** START OF Dataset excerpt **

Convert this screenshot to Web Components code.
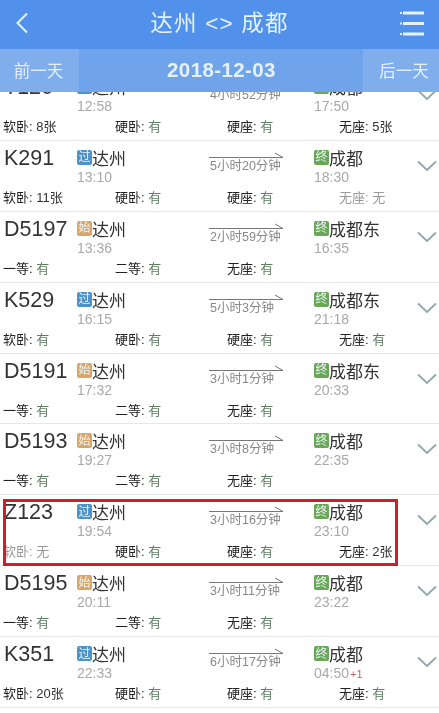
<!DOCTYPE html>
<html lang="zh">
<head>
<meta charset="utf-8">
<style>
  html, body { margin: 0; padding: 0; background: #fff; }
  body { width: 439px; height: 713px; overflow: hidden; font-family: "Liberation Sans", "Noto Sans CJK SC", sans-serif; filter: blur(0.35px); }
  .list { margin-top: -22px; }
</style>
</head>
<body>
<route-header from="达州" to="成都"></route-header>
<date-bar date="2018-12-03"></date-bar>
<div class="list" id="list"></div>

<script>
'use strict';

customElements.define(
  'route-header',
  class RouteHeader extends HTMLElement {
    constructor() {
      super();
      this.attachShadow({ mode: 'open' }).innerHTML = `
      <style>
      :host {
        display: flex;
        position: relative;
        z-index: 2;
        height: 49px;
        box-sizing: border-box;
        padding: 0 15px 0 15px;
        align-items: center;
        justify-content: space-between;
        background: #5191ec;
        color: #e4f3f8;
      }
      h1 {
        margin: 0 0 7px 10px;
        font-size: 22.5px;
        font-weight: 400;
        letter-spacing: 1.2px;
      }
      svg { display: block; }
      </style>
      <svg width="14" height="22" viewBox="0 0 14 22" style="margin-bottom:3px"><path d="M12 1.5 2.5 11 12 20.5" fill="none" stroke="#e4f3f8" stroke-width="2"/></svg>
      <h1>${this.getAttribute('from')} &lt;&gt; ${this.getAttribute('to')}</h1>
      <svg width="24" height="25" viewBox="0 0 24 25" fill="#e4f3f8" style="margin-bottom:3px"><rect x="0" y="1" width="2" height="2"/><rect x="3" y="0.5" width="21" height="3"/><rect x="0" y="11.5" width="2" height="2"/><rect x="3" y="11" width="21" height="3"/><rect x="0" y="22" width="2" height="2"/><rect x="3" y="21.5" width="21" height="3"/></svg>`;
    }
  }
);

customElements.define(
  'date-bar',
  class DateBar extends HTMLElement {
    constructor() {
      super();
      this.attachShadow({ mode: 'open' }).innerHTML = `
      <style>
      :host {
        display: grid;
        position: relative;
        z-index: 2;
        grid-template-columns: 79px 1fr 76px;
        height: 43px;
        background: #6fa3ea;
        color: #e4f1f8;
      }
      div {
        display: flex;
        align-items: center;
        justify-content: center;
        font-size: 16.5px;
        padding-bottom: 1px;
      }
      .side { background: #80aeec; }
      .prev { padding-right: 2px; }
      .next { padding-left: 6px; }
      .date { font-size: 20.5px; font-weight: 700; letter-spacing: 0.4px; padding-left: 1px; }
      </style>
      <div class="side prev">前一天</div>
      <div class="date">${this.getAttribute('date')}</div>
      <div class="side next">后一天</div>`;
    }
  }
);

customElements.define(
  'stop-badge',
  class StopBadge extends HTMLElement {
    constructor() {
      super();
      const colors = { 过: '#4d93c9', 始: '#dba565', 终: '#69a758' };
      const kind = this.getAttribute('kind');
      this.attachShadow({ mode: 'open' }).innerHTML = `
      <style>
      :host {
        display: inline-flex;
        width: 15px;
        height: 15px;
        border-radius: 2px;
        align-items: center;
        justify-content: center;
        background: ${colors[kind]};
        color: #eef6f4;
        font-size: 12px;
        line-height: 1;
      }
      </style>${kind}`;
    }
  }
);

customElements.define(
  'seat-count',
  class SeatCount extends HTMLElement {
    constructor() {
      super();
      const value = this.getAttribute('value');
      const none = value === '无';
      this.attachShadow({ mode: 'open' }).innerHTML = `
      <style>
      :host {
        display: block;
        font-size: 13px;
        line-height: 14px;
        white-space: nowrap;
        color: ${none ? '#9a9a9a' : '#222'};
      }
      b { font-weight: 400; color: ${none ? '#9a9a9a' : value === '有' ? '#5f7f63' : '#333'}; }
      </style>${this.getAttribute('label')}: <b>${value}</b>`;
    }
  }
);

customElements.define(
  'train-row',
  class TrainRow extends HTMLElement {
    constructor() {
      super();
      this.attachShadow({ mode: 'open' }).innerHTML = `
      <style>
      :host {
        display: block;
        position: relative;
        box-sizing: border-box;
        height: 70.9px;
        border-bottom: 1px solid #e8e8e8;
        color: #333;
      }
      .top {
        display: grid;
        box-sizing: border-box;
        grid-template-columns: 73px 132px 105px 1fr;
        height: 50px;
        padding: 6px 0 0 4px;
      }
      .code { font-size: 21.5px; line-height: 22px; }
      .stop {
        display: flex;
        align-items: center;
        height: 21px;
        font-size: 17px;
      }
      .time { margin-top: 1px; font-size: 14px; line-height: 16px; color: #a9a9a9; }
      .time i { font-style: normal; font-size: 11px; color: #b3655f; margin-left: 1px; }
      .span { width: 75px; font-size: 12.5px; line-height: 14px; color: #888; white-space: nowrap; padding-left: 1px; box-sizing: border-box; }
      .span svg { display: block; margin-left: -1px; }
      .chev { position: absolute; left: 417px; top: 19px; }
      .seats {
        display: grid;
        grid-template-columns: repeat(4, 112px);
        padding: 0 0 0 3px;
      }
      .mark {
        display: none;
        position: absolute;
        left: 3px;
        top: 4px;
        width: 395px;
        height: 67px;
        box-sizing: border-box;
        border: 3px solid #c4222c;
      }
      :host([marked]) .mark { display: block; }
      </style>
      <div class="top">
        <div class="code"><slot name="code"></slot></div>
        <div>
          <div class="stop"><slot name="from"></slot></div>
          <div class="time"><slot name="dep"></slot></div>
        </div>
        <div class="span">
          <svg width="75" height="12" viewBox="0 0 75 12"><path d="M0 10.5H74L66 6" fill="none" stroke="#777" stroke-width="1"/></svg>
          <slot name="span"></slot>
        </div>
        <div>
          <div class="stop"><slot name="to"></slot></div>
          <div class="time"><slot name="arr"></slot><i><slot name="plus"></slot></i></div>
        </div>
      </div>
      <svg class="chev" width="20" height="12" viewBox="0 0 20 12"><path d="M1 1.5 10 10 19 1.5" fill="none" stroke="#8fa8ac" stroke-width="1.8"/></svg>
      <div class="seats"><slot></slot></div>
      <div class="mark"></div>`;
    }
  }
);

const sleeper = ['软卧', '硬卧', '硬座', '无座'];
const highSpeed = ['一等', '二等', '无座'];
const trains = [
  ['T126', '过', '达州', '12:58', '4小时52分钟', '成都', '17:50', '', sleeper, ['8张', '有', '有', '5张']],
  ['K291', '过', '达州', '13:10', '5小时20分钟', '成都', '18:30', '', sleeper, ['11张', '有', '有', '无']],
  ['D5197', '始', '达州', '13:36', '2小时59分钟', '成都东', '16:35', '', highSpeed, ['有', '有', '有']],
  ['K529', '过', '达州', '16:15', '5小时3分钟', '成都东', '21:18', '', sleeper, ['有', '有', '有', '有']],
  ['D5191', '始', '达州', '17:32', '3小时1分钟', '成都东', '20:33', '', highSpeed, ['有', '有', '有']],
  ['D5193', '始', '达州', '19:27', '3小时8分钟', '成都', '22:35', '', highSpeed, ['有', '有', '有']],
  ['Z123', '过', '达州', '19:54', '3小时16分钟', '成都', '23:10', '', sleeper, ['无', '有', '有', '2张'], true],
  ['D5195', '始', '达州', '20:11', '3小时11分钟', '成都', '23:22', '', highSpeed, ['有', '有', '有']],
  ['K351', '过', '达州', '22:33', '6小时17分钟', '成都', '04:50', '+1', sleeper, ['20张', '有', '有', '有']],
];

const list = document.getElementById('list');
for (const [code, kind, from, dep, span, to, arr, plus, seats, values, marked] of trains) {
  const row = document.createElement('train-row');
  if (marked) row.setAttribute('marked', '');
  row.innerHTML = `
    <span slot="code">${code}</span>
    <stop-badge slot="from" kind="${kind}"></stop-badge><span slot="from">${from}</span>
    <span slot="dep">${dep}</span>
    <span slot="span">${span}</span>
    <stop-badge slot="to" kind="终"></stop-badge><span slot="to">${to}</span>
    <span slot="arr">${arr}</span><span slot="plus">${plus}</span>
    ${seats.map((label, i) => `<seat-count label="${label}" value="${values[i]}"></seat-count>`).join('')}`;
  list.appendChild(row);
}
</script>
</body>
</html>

** END OF Dataset excerpt **

**Instructions to follow:**
Give only a number: how many lines of the data hold the string "code"?

**Answer to the problem:**
5